• What this task involves: In the listing that follows, count the lines holding the word "TypeScript" and report only that number.

• Rows:
--- --- ---

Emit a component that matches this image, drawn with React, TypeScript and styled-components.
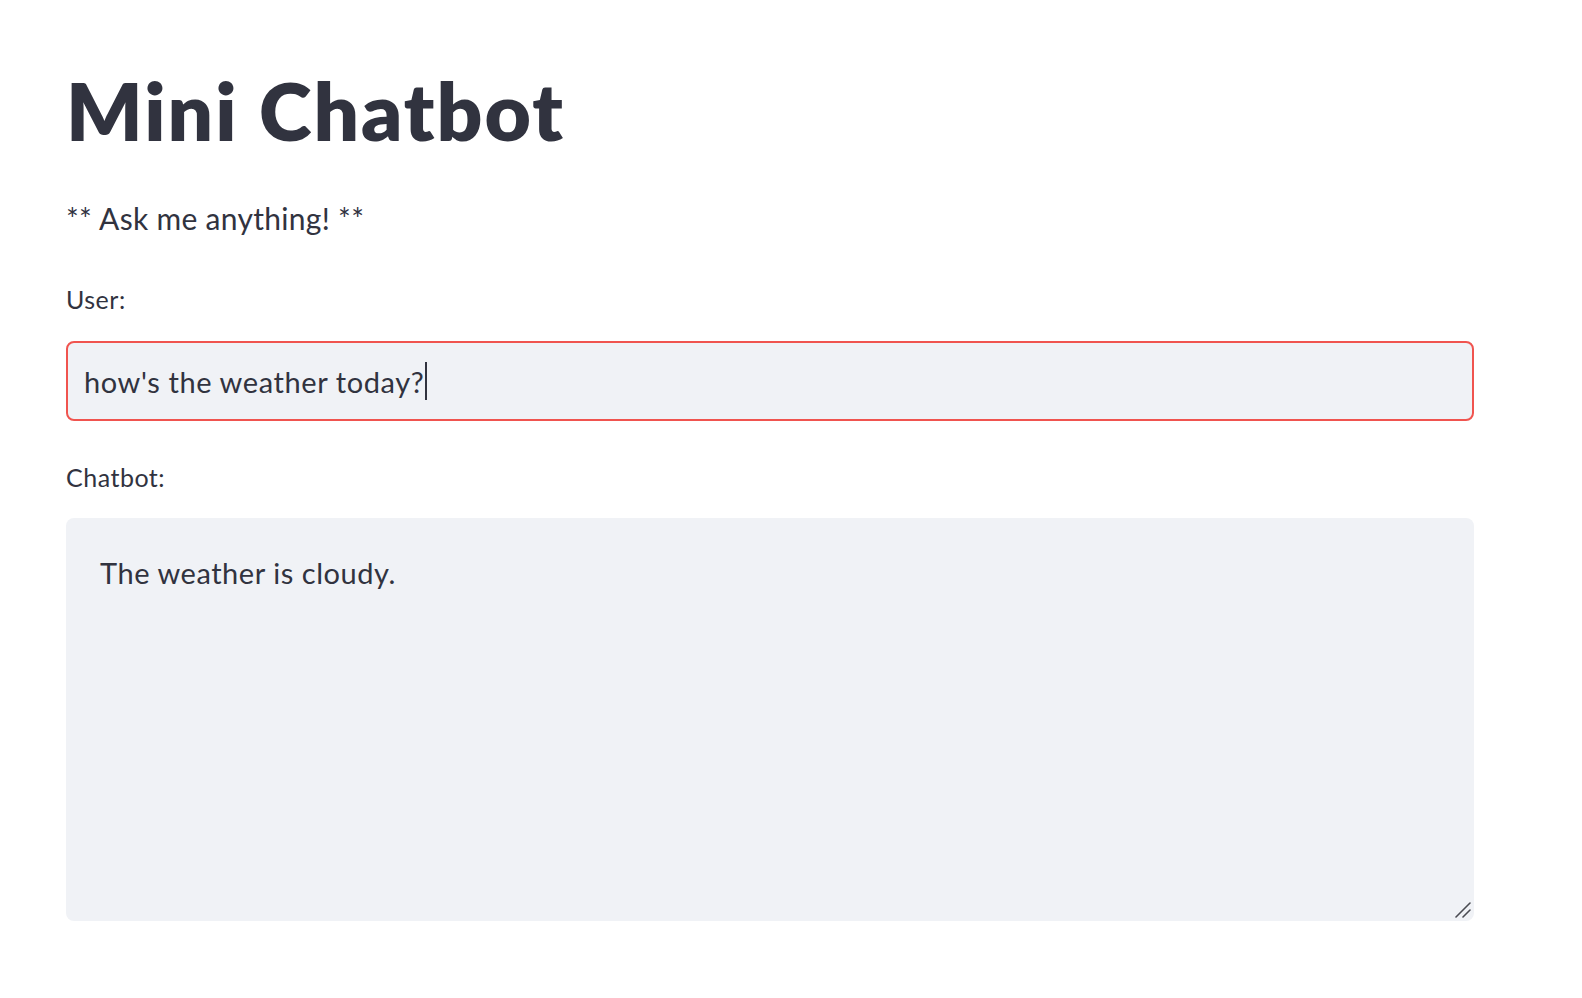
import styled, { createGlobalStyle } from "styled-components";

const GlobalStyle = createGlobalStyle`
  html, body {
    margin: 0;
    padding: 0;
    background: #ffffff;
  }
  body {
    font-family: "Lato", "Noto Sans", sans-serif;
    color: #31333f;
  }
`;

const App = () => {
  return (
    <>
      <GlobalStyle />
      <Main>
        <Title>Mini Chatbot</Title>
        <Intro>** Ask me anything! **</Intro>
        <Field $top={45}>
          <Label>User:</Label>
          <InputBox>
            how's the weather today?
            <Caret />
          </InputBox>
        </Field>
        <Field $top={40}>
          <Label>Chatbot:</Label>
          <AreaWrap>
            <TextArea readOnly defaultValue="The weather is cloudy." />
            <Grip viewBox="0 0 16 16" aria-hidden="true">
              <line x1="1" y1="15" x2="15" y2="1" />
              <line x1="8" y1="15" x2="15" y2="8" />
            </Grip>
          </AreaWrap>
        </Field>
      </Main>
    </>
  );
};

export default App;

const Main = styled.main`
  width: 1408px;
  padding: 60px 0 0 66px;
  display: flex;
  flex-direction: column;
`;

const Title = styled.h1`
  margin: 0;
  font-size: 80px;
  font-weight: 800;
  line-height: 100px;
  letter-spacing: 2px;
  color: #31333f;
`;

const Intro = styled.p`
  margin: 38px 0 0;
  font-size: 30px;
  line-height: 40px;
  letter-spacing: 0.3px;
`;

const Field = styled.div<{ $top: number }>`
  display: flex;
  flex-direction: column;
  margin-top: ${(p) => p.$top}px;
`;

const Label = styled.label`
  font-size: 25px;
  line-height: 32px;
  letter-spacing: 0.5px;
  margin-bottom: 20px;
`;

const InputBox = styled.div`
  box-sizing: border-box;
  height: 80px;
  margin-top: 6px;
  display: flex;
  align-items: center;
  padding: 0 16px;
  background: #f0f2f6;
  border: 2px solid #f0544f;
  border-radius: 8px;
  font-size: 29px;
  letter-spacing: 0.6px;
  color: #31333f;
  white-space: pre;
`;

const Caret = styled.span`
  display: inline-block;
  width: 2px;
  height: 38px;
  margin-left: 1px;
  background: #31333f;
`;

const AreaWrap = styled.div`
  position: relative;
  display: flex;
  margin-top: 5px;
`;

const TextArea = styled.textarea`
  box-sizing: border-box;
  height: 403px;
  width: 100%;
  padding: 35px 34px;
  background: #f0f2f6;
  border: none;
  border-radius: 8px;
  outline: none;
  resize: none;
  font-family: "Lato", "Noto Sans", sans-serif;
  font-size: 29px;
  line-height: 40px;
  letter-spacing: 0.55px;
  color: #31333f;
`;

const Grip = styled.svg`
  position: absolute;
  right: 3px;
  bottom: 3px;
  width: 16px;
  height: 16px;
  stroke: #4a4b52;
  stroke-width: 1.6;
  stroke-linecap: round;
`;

--- --- ---

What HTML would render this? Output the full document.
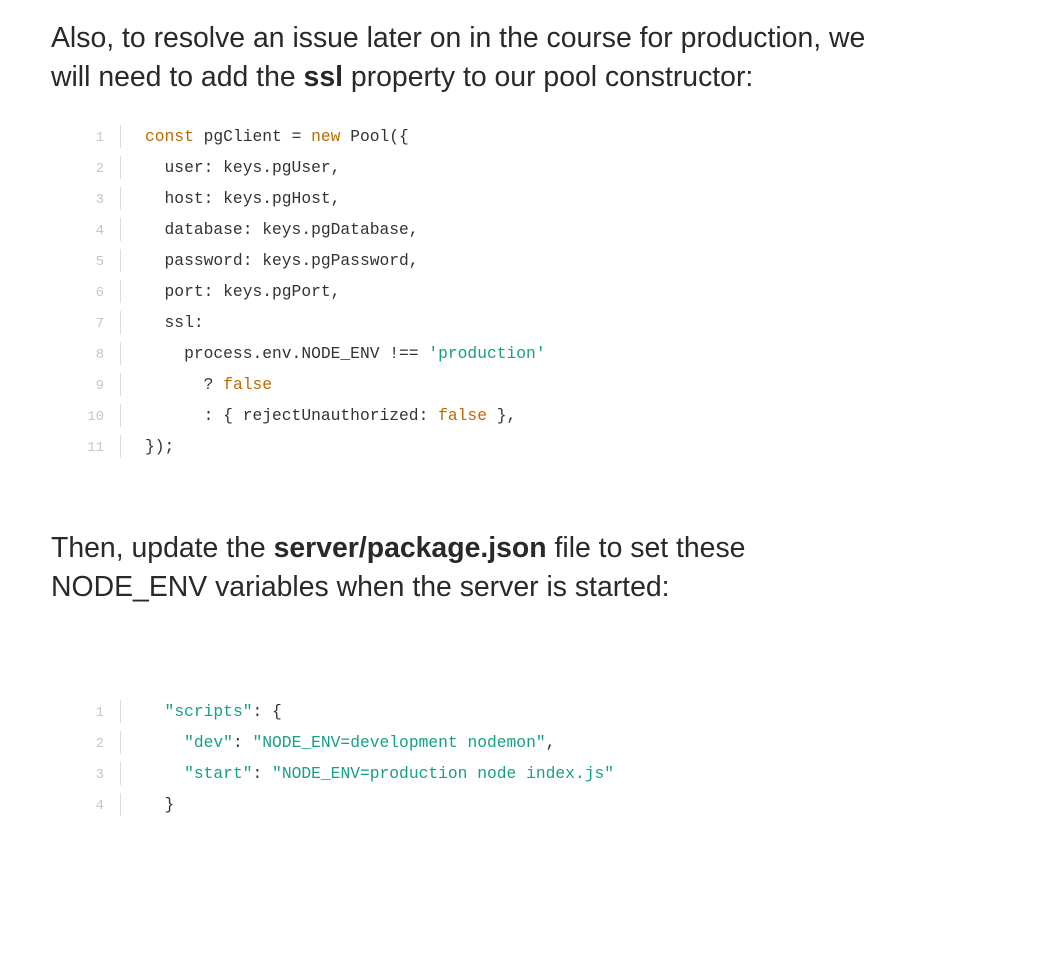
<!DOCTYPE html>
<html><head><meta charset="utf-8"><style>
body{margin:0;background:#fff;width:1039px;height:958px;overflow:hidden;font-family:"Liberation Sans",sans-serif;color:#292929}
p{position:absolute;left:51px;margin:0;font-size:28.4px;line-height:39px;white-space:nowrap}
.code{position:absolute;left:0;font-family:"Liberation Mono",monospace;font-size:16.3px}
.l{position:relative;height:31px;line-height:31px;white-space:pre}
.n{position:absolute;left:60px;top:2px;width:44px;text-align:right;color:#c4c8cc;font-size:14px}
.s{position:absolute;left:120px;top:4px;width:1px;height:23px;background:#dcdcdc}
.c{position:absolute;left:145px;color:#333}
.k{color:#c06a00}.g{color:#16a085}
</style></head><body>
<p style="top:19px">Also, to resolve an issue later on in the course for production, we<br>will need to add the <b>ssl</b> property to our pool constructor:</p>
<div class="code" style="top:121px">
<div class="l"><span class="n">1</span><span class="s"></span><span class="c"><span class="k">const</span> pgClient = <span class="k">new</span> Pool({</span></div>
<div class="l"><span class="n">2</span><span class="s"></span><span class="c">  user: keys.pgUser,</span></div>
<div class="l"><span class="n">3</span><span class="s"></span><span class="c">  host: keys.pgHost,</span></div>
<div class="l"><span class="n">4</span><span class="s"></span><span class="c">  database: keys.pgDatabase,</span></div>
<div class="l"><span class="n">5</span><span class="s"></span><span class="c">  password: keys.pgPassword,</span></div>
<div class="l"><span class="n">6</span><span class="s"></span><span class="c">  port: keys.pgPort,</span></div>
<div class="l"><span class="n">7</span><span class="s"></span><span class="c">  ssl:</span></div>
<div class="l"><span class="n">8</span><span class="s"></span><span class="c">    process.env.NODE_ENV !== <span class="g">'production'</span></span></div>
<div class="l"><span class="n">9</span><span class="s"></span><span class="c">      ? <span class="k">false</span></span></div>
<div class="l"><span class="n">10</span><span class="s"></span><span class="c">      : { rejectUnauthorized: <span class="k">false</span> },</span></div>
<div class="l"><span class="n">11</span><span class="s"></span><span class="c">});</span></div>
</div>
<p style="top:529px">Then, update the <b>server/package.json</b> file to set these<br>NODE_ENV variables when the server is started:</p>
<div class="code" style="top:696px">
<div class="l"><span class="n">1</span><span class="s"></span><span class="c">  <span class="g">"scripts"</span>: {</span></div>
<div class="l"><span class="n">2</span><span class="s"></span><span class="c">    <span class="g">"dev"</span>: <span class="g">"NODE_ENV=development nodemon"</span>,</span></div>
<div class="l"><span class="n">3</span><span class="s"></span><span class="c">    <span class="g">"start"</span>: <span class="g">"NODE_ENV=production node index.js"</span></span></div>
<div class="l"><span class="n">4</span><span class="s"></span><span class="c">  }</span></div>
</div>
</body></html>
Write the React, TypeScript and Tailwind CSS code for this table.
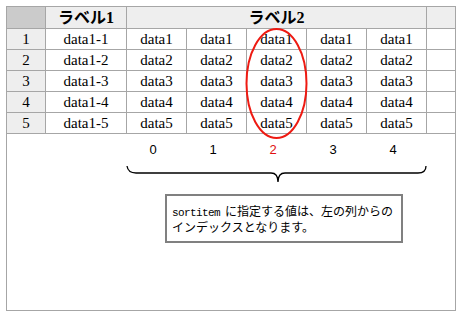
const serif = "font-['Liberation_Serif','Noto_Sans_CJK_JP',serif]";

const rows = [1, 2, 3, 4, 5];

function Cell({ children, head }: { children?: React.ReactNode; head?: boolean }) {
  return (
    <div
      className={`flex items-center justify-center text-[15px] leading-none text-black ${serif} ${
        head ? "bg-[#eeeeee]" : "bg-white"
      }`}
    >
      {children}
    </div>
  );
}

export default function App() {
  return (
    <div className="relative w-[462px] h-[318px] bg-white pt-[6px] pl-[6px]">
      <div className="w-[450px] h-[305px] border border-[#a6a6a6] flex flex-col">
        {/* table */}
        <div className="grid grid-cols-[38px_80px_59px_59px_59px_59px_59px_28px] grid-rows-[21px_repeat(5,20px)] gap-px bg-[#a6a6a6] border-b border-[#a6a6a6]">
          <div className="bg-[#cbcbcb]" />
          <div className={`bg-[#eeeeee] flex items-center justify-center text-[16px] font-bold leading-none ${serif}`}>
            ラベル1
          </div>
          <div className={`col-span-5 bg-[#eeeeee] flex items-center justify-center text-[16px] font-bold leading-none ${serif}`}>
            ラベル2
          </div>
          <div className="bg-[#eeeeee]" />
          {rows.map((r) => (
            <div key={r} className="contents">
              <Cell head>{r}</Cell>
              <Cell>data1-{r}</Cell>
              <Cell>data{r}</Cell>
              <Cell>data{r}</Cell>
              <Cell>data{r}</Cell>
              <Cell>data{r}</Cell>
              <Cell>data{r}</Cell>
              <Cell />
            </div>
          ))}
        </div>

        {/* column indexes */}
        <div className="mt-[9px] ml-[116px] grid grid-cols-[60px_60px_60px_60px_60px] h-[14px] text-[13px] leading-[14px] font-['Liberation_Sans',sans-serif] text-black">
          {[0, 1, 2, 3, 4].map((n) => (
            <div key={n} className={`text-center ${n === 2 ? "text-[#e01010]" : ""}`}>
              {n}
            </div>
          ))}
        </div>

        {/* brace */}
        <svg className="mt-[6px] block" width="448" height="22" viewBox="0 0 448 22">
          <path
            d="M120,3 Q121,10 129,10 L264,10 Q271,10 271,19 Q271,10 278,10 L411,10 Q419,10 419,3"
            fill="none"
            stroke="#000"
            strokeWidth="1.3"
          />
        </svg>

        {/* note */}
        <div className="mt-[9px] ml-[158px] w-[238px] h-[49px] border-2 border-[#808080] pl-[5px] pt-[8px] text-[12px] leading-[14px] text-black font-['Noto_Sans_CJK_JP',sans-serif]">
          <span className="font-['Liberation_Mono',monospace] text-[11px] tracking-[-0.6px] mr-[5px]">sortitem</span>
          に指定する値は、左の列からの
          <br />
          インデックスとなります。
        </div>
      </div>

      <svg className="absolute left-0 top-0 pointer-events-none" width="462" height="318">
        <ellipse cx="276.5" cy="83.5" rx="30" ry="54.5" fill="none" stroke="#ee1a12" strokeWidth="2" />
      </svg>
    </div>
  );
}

--- --- ---

• Task answer: 2